Mit Urteil vom 28.05.2014 - VIII ZR 94/13 hat der BGH entschieden, dass die Erheblichkeitsschwelle des § 323 Abs. 5 S. 2 BGB im Rahmen der auf der Grundlage der Einzelfallumstände vorzunehmenden Interessenabwägung in der Regel bereits dann erreicht ist, wenn der Mängelbeseitigungsaufwand einen Betrag von 5 % des Kaufpreises überschreitet.

Die Erheblichkeitsschwelle höher anzusetzen, z.B. bei 10 % wie die Ausgangsgerichte, sei mit dem Gesetzeswortlaut, dem Willen des Gesetzgebers und der Gesetzessystematik nicht zu vereinbaren.
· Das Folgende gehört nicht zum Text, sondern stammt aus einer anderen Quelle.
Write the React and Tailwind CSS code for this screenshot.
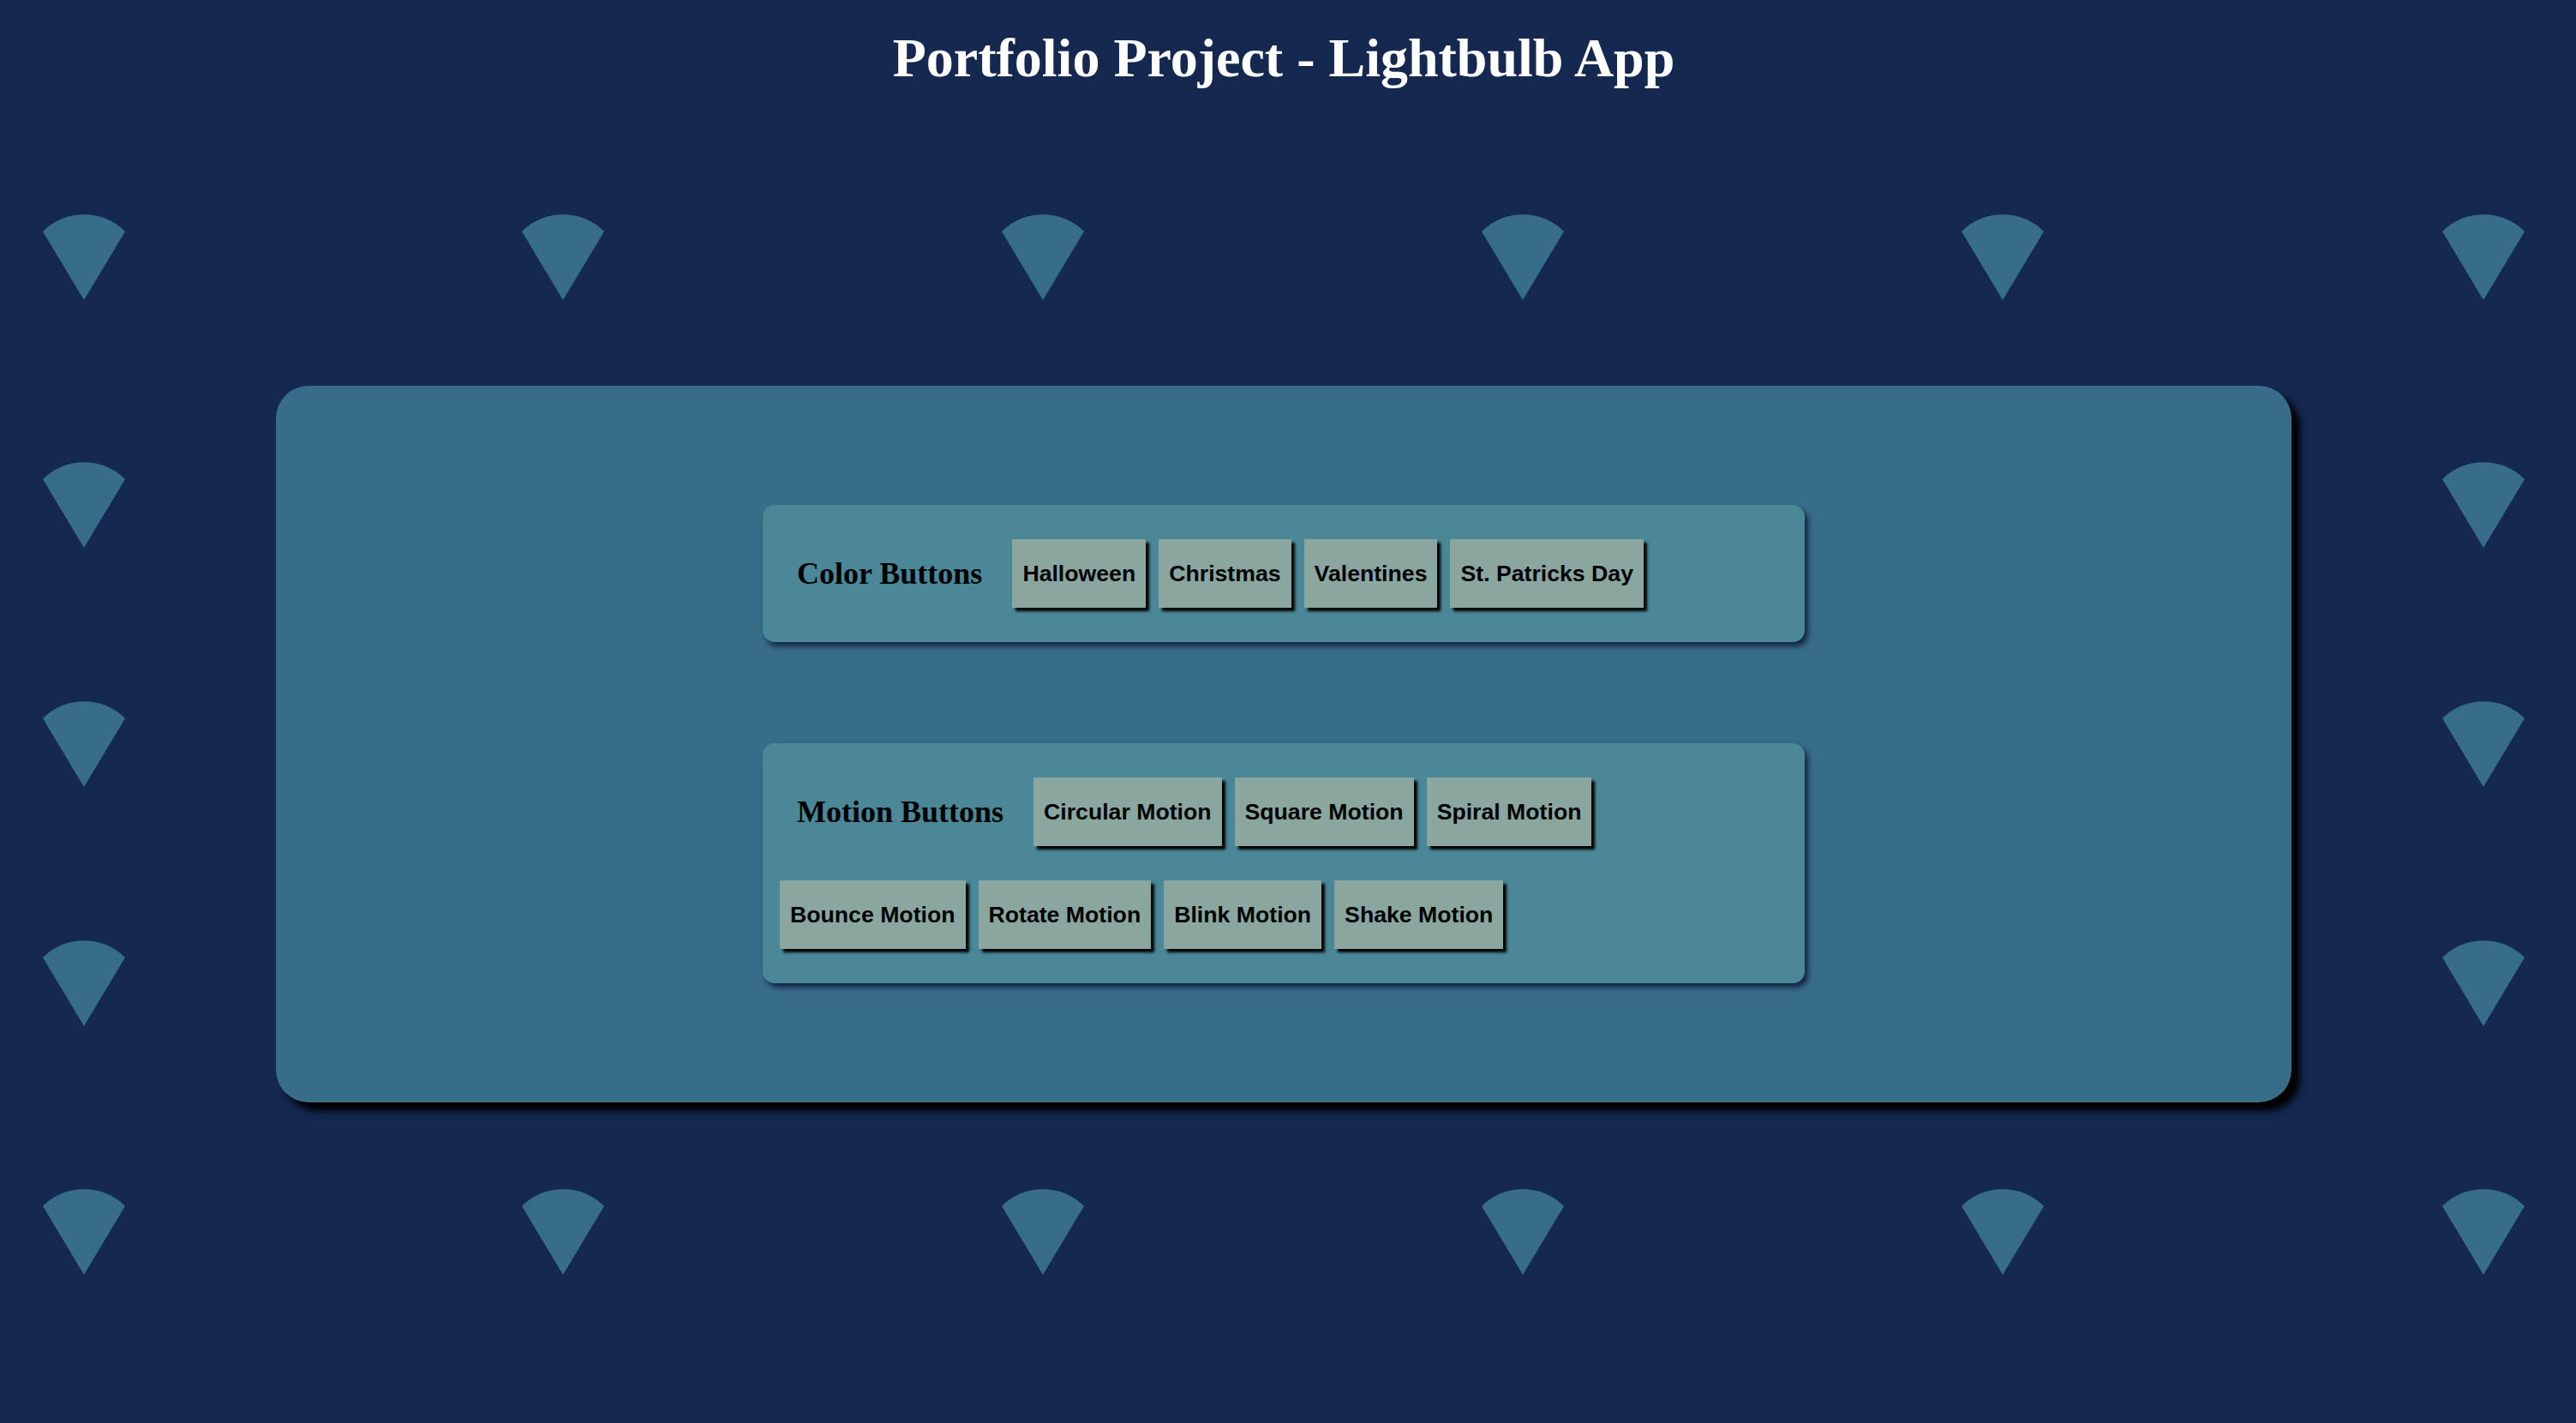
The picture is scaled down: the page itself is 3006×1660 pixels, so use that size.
import React from "react";

const columns = [50, 609, 1169, 1729, 2289, 2850];
const rows = [250, 539, 818, 1097, 1387];

const colorButtons = ["Halloween", "Christmas", "Valentines", "St. Patricks Day"];
const motionTop = ["Circular Motion", "Square Motion", "Spiral Motion"];
const motionBottom = ["Bounce Motion", "Rotate Motion", "Blink Motion", "Shake Motion"];

function Bulb({ x, y }) {
  return (
    <svg
      className="absolute"
      style={{ left: x, top: y }}
      width="96"
      height="100"
      viewBox="0 0 96 100"
    >
      <path d="M0 20 A68 68 0 0 1 96 20 L48 100 Z" fill="#386d8a" />
    </svg>
  );
}

function Btn({ label }) {
  return (
    <button className="h-[80px] px-[12px] bg-[#8aa79f] text-black font-bold text-[26.67px] font-['Liberation_Sans',Arial,sans-serif] shadow-[4px_4px_3px_#000] whitespace-nowrap">
      {label}
    </button>
  );
}

function Heading({ children }) {
  return (
    <h3 className="mx-[20px] text-[36px] leading-[40px] font-bold text-black font-['Liberation_Serif','Times_New_Roman',serif] whitespace-nowrap">
      {children}
    </h3>
  );
}

export default function App() {
  return (
    <div className="relative min-h-[1660px] w-full overflow-hidden bg-[#142850]">
      {/* background bulbs */}
      <div className="absolute inset-0">
        {rows.map((y) =>
          columns.map((x) => <Bulb key={`${x}-${y}`} x={x} y={y} />)
        )}
      </div>

      <div className="relative w-[2996px]">
        <h1 className="pt-[36px] text-center text-[64px] leading-[64px] font-bold text-white font-['Liberation_Serif','Times_New_Roman',serif]">
          Portfolio Project - Lightbulb App
        </h1>

        {/* main card */}
        <div className="mx-auto mt-[350px] w-[2352px] h-[836px] rounded-[38px] bg-[#386d8a] shadow-[10px_10px_8px_#000] flex flex-col items-center justify-center gap-[118px]">
          {/* Color buttons */}
          <div className="w-[1216px] rounded-[14px] bg-[#4a8897] shadow-[4px_5px_6px_rgba(10,20,50,0.8)] px-[20px] py-[40px] flex items-center gap-[15px]">
            <Heading>Color Buttons</Heading>
            {colorButtons.map((b) => (
              <Btn key={b} label={b} />
            ))}
          </div>

          {/* Motion buttons */}
          <div className="w-[1216px] rounded-[14px] bg-[#4a8897] shadow-[4px_5px_6px_rgba(10,20,50,0.8)] px-[20px] py-[40px] flex flex-col gap-[40px]">
            <div className="flex items-center gap-[15px]">
              <Heading>Motion Buttons</Heading>
              {motionTop.map((b) => (
                <Btn key={b} label={b} />
              ))}
            </div>
            <div className="flex items-center gap-[15px]">
              {motionBottom.map((b) => (
                <Btn key={b} label={b} />
              ))}
            </div>
          </div>
        </div>
      </div>
    </div>
  );
}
Zudem sei eine Schwelle von 5 % auch im Einklang mit den Vorgaben der EU-Verbrauchsgüterkaufrichtlinie.

Das Rücktrittsrecht des Klägers wurde daher vom BGH bejaht, da die Mängelbeseitigungskosten mit 6,5 % des Kaufpreises über der maßgeblichen Schwelle lagen.

Praxistipp

Auch wenn der BGH die Erheblichkeitsschwelle stark herabgesetzt hat, sollte stets im Einzelfall überprüft werden, ob ein Rücktritt vom Kaufvertrag die beste Lösung ist. Tritt ein Käufer von einem KfZ-Kaufvertrag zurück, muss er sich die gefahrenen Kilometer als Nutzungsentschädigung anspruchsmindernd anrechnen lassen, vgl. hierzu die nachfolgende Entscheidung OLG Stuttgart nach Zurückverweisung des BGH, OLG Stuttgart, Urteil vom 08.10.2014 - 4 U 149/12. Die Höhe der Nutzungsentschädigung bestimmt sich aus den gefahrenen Kilometern, dem Kaufpreis und der Gesamtlaufleistung des Fahrzeugs.

Vor Ausübung des Rücktrittsrechts bei einem KfZ-Kaufvertrag sollte daher zunächst die anzurechnende Nutzungsentschädigung ermittelt werden, um auf dieser Grundlage dann entscheiden zu können, ob der Rücktritt oder eine Minderung im Einzelfall die wirtschaftlich bessere Lösung ist.